■ SUPPLIED MATERIAL ■
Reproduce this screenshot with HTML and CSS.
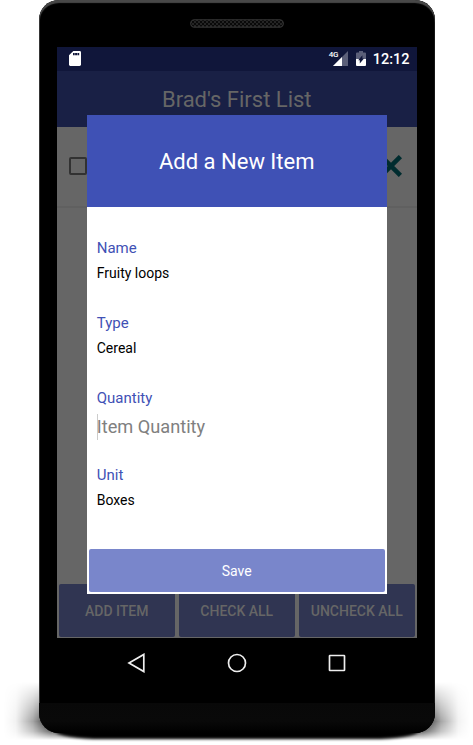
FILE: index.html
```html
<!DOCTYPE html>
<html lang="en">
<head>
<meta charset="utf-8">
<title>Brad's First List</title>
<link rel="stylesheet" href="styles.css">
</head>
<body>
<div class="stage">
  <div class="shadow shadow-wide"></div>
  <div class="shadow shadow-floor"></div>
  <div class="phone">
    <svg class="speaker" viewBox="0 0 94 9" width="94" height="9">
      <defs><pattern id="mesh" width="4" height="4" patternUnits="userSpaceOnUse"><rect width="4" height="4" fill="#242424"/><circle cx="1" cy="1" r="1" fill="#000"/><circle cx="3" cy="3" r="1" fill="#000"/></pattern></defs>
      <rect x=".7" y=".7" width="92.6" height="7.4" rx="3.7" fill="url(#mesh)" stroke="#363636" stroke-width="1.1"/>
    </svg>
    <div class="screen">
      <div class="status">
        <svg class="sd" viewBox="0 0 12 15" width="12" height="15"><path d="M4.3 0H10.6Q12 0 12 1.3V13.6Q12 15 10.6 15H1.3Q0 15 0 13.6V4.3Z" fill="#fff"/><path d="M4 2h1.7v2.2H4zM6.1 2h2v2.2h-2zM8.5 2h1.7v2.2H8.5z" fill="#10163a"/></svg>
        <span class="net">4G</span>
        <svg class="signal" viewBox="0 0 15 15" width="15" height="15"><path d="M15 0V15H0Z" fill="#5b5f79"/><path d="M9 6V15H0Z" fill="#fff"/></svg>
        <svg class="battery" viewBox="0 0 10 15" width="10" height="15"><path d="M3 0H7V1.5H9Q10 1.5 10 2.5V8H0V2.5Q0 1.5 1 1.5H3Z" fill="#5b5f79"/><path d="M0 8H10V14Q10 15 9 15H1Q0 15 0 14Z" fill="#fff"/><path d="M6.4 4.2V7.5H8L3.8 12.6V9.3H2.2Z" fill="#10163a"/></svg>
        <span class="clock">12:12</span>
      </div>
      <div class="appbar">Brad's First List</div>
      <div class="row">
        <span class="box"></span>
        <svg class="cross" viewBox="0 0 22 22" width="22" height="22"><path d="M1.6 1.6 20.4 20.4M20.4 1.6 1.6 20.4" stroke="#002c2f" stroke-width="4.6"/></svg>
      </div>
      <div class="actions">
        <div class="action">ADD ITEM</div>
        <div class="action">CHECK ALL</div>
        <div class="action">UNCHECK ALL</div>
      </div>
      <div class="dialog">
        <div class="dialog-title">Add a New Item</div>
        <div class="form">
          <div class="label">Name</div>
          <div class="value">Fruity loops</div>
          <div class="label">Type</div>
          <div class="value">Cereal</div>
          <div class="label">Quantity</div>
          <div class="input">Item Quantity</div>
          <div class="label">Unit</div>
          <div class="value">Boxes</div>
        </div>
        <div class="save">Save</div>
      </div>
    </div>
    <div class="nav">
      <svg viewBox="0 0 20 20" width="20" height="20"><path d="M16.8 1.4V18.6L2 10Z"/></svg>
      <svg viewBox="0 0 20 20" width="20" height="20"><circle cx="10" cy="10" r="8.5"/></svg>
      <svg viewBox="0 0 20 20" width="20" height="20"><rect x="2.5" y="2.5" width="15" height="15" rx=".5"/></svg>
    </div>
    <div class="chin"></div>
  </div>
</div>
</body>
</html>
```
FILE: styles.css
```css
* { box-sizing: border-box; }
body { margin: 0; background: #fff; font-family: Roboto, "Liberation Sans", sans-serif; }
.stage { position: relative; width: 473px; height: 745px; overflow: hidden; padding-left: 38.5px; }
.shadow { position: absolute; }
.shadow-wide {
  left: 4px; top: 682px; width: 466px; height: 58px;
  background: linear-gradient(90deg, transparent, rgba(0,0,0,.05) 2.5%, rgba(0,0,0,.35) 6.2%, rgba(0,0,0,.85) 10%, #000 13%, #000 87%, rgba(0,0,0,.85) 90%, rgba(0,0,0,.35) 93.8%, rgba(0,0,0,.05) 97.5%, transparent);
  -webkit-mask-image: linear-gradient(transparent, rgba(0,0,0,.35) 25%, #000 68%, rgba(0,0,0,.65) 85%, transparent);
  mask-image: linear-gradient(transparent, rgba(0,0,0,.35) 25%, #000 68%, rgba(0,0,0,.65) 85%, transparent);
}
.shadow-floor { left: 56px; top: 724px; width: 362px; height: 15px; background: #000; border-radius: 50px / 8px; filter: blur(1.5px); }
.phone {
  position: relative; width: 396.5px; height: 733px; background: #000; border-radius: 20px;
  box-shadow: inset 0 3px 1px #484848, inset 1px 0 0 #333, inset -1px 0 0 #111;
  display: flex; flex-direction: column; align-items: center; overflow: hidden;
}
.speaker { flex: none; margin-top: 18.5px; }
.screen { position: relative; flex: none; margin-top: 19px; width: 360px; height: 591.5px; background: #666; display: flex; flex-direction: column; }
.status { height: 24px; background: #10163a; color: #fff; display: flex; align-items: center; padding: 0 8px 0 12px; }
.net { margin-left: auto; align-self: flex-start; margin-top: 4px; font: 500 8px/8px "Roboto", sans-serif; width: 9px; letter-spacing: -.3px; white-space: nowrap; }
.signal { margin-left: -5px; margin-right: 8px; }
.battery { margin-right: 7px; }
.clock { font-size: 14.5px; font-weight: 500; line-height: 17px; margin-top: 1px; width: 36px; white-space: nowrap; }
.appbar { height: 56px; background: #192045; color: #666; font-size: 22px; line-height: 58px; text-align: center; }
.row { height: 81px; border-bottom: 2px solid #606060; display: flex; align-items: center; justify-content: space-between; padding: 0 15px 0 12px; }
.box { width: 18px; height: 18px; border: 2px solid #323232; border-radius: 2px; }
.actions { margin-top: auto; padding: 0 2px 1.5px; display: grid; grid-template-columns: repeat(3, 1fr); gap: 4px; }
.action { height: 53px; border-radius: 2px; background: #303552; color: #666; font-size: 14px; font-weight: 500; line-height: 54px; text-align: center; white-space: nowrap; }
.dialog { position: absolute; left: 30px; top: 68px; width: 300px; height: 479.5px; background: #fff; display: flex; flex-direction: column; }
.dialog-title { height: 92.5px; background: #3f51b5; color: #fff; font-size: 22px; line-height: 94px; text-align: center; }
.form { padding: 30px 10px 0; }
.label { color: #3f51b5; font-size: 15px; line-height: 22px; }
.value { color: #000; font-size: 14px; line-height: 28px; margin-bottom: 25px; }
.input { color: #808080; font-size: 18.2px; line-height: 26px; margin: 5px 0 24px; box-shadow: inset 1px 0 0 #ccc; }
.save { margin: auto 2px 2px; height: 43px; border-radius: 2px; background: #7986cb; color: #fff; font-size: 14px; line-height: 44px; text-align: center; }
.nav { flex: none; height: 49px; width: 220px; display: flex; align-items: center; justify-content: space-between; }
.nav svg { fill: none; stroke: #eee; stroke-width: 1.7; }
.chin { margin-top: 16px; width: 100%; flex: 1; background: linear-gradient(#080808, #090909 60%, #000); }
```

■ GIVEN EXERCISE ■
Leave the pictures out and output the rest of the listing exactly.

■ FULL SOLUTION ■
Reproduce this screenshot with HTML and CSS.
FILE: index.html
```html
<!DOCTYPE html>
<html lang="en">
<head>
<meta charset="utf-8">
<title>Brad's First List</title>
<link rel="stylesheet" href="styles.css">
</head>
<body>
<div class="stage">
  <div class="shadow shadow-wide"></div>
  <div class="shadow shadow-floor"></div>
  <div class="phone">
    <svg class="speaker" viewBox="0 0 94 9" width="94" height="9">
      <defs><pattern id="mesh" width="4" height="4" patternUnits="userSpaceOnUse"><rect width="4" height="4" fill="#242424"/><circle cx="1" cy="1" r="1" fill="#000"/><circle cx="3" cy="3" r="1" fill="#000"/></pattern></defs>
      <rect x=".7" y=".7" width="92.6" height="7.4" rx="3.7" fill="url(#mesh)" stroke="#363636" stroke-width="1.1"/>
    </svg>
    <div class="screen">
      <div class="status">
        <svg class="sd" viewBox="0 0 12 15" width="12" height="15"><path d="M4.3 0H10.6Q12 0 12 1.3V13.6Q12 15 10.6 15H1.3Q0 15 0 13.6V4.3Z" fill="#fff"/><path d="M4 2h1.7v2.2H4zM6.1 2h2v2.2h-2zM8.5 2h1.7v2.2H8.5z" fill="#10163a"/></svg>
        <span class="net">4G</span>
        <svg class="signal" viewBox="0 0 15 15" width="15" height="15"><path d="M15 0V15H0Z" fill="#5b5f79"/><path d="M9 6V15H0Z" fill="#fff"/></svg>
        <svg class="battery" viewBox="0 0 10 15" width="10" height="15"><path d="M3 0H7V1.5H9Q10 1.5 10 2.5V8H0V2.5Q0 1.5 1 1.5H3Z" fill="#5b5f79"/><path d="M0 8H10V14Q10 15 9 15H1Q0 15 0 14Z" fill="#fff"/><path d="M6.4 4.2V7.5H8L3.8 12.6V9.3H2.2Z" fill="#10163a"/></svg>
        <span class="clock">12:12</span>
      </div>
      <div class="appbar">Brad's First List</div>
      <div class="row">
        <span class="box"></span>
        <svg class="cross" viewBox="0 0 22 22" width="22" height="22"><path d="M1.6 1.6 20.4 20.4M20.4 1.6 1.6 20.4" stroke="#002c2f" stroke-width="4.6"/></svg>
      </div>
      <div class="actions">
        <div class="action">ADD ITEM</div>
        <div class="action">CHECK ALL</div>
        <div class="action">UNCHECK ALL</div>
      </div>
      <div class="dialog">
        <div class="dialog-title">Add a New Item</div>
        <div class="form">
          <div class="label">Name</div>
          <div class="value">Fruity loops</div>
          <div class="label">Type</div>
          <div class="value">Cereal</div>
          <div class="label">Quantity</div>
          <div class="input">Item Quantity</div>
          <div class="label">Unit</div>
          <div class="value">Boxes</div>
        </div>
        <div class="save">Save</div>
      </div>
    </div>
    <div class="nav">
      <svg viewBox="0 0 20 20" width="20" height="20"><path d="M16.8 1.4V18.6L2 10Z"/></svg>
      <svg viewBox="0 0 20 20" width="20" height="20"><circle cx="10" cy="10" r="8.5"/></svg>
      <svg viewBox="0 0 20 20" width="20" height="20"><rect x="2.5" y="2.5" width="15" height="15" rx=".5"/></svg>
    </div>
    <div class="chin"></div>
  </div>
</div>
</body>
</html>
```
FILE: styles.css
```css
* { box-sizing: border-box; }
body { margin: 0; background: #fff; font-family: Roboto, "Liberation Sans", sans-serif; }
.stage { position: relative; width: 473px; height: 745px; overflow: hidden; padding-left: 38.5px; }
.shadow { position: absolute; }
.shadow-wide {
  left: 4px; top: 682px; width: 466px; height: 58px;
  background: linear-gradient(90deg, transparent, rgba(0,0,0,.05) 2.5%, rgba(0,0,0,.35) 6.2%, rgba(0,0,0,.85) 10%, #000 13%, #000 87%, rgba(0,0,0,.85) 90%, rgba(0,0,0,.35) 93.8%, rgba(0,0,0,.05) 97.5%, transparent);
  -webkit-mask-image: linear-gradient(transparent, rgba(0,0,0,.35) 25%, #000 68%, rgba(0,0,0,.65) 85%, transparent);
  mask-image: linear-gradient(transparent, rgba(0,0,0,.35) 25%, #000 68%, rgba(0,0,0,.65) 85%, transparent);
}
.shadow-floor { left: 56px; top: 724px; width: 362px; height: 15px; background: #000; border-radius: 50px / 8px; filter: blur(1.5px); }
.phone {
  position: relative; width: 396.5px; height: 733px; background: #000; border-radius: 20px;
  box-shadow: inset 0 3px 1px #484848, inset 1px 0 0 #333, inset -1px 0 0 #111;
  display: flex; flex-direction: column; align-items: center; overflow: hidden;
}
.speaker { flex: none; margin-top: 18.5px; }
.screen { position: relative; flex: none; margin-top: 19px; width: 360px; height: 591.5px; background: #666; display: flex; flex-direction: column; }
.status { height: 24px; background: #10163a; color: #fff; display: flex; align-items: center; padding: 0 8px 0 12px; }
.net { margin-left: auto; align-self: flex-start; margin-top: 4px; font: 500 8px/8px "Roboto", sans-serif; width: 9px; letter-spacing: -.3px; white-space: nowrap; }
.signal { margin-left: -5px; margin-right: 8px; }
.battery { margin-right: 7px; }
.clock { font-size: 14.5px; font-weight: 500; line-height: 17px; margin-top: 1px; width: 36px; white-space: nowrap; }
.appbar { height: 56px; background: #192045; color: #666; font-size: 22px; line-height: 58px; text-align: center; }
.row { height: 81px; border-bottom: 2px solid #606060; display: flex; align-items: center; justify-content: space-between; padding: 0 15px 0 12px; }
.box { width: 18px; height: 18px; border: 2px solid #323232; border-radius: 2px; }
.actions { margin-top: auto; padding: 0 2px 1.5px; display: grid; grid-template-columns: repeat(3, 1fr); gap: 4px; }
.action { height: 53px; border-radius: 2px; background: #303552; color: #666; font-size: 14px; font-weight: 500; line-height: 54px; text-align: center; white-space: nowrap; }
.dialog { position: absolute; left: 30px; top: 68px; width: 300px; height: 479.5px; background: #fff; display: flex; flex-direction: column; }
.dialog-title { height: 92.5px; background: #3f51b5; color: #fff; font-size: 22px; line-height: 94px; text-align: center; }
.form { padding: 30px 10px 0; }
.label { color: #3f51b5; font-size: 15px; line-height: 22px; }
.value { color: #000; font-size: 14px; line-height: 28px; margin-bottom: 25px; }
.input { color: #808080; font-size: 18.2px; line-height: 26px; margin: 5px 0 24px; box-shadow: inset 1px 0 0 #ccc; }
.save { margin: auto 2px 2px; height: 43px; border-radius: 2px; background: #7986cb; color: #fff; font-size: 14px; line-height: 44px; text-align: center; }
.nav { flex: none; height: 49px; width: 220px; display: flex; align-items: center; justify-content: space-between; }
.nav svg { fill: none; stroke: #eee; stroke-width: 1.7; }
.chin { margin-top: 16px; width: 100%; flex: 1; background: linear-gradient(#080808, #090909 60%, #000); }
```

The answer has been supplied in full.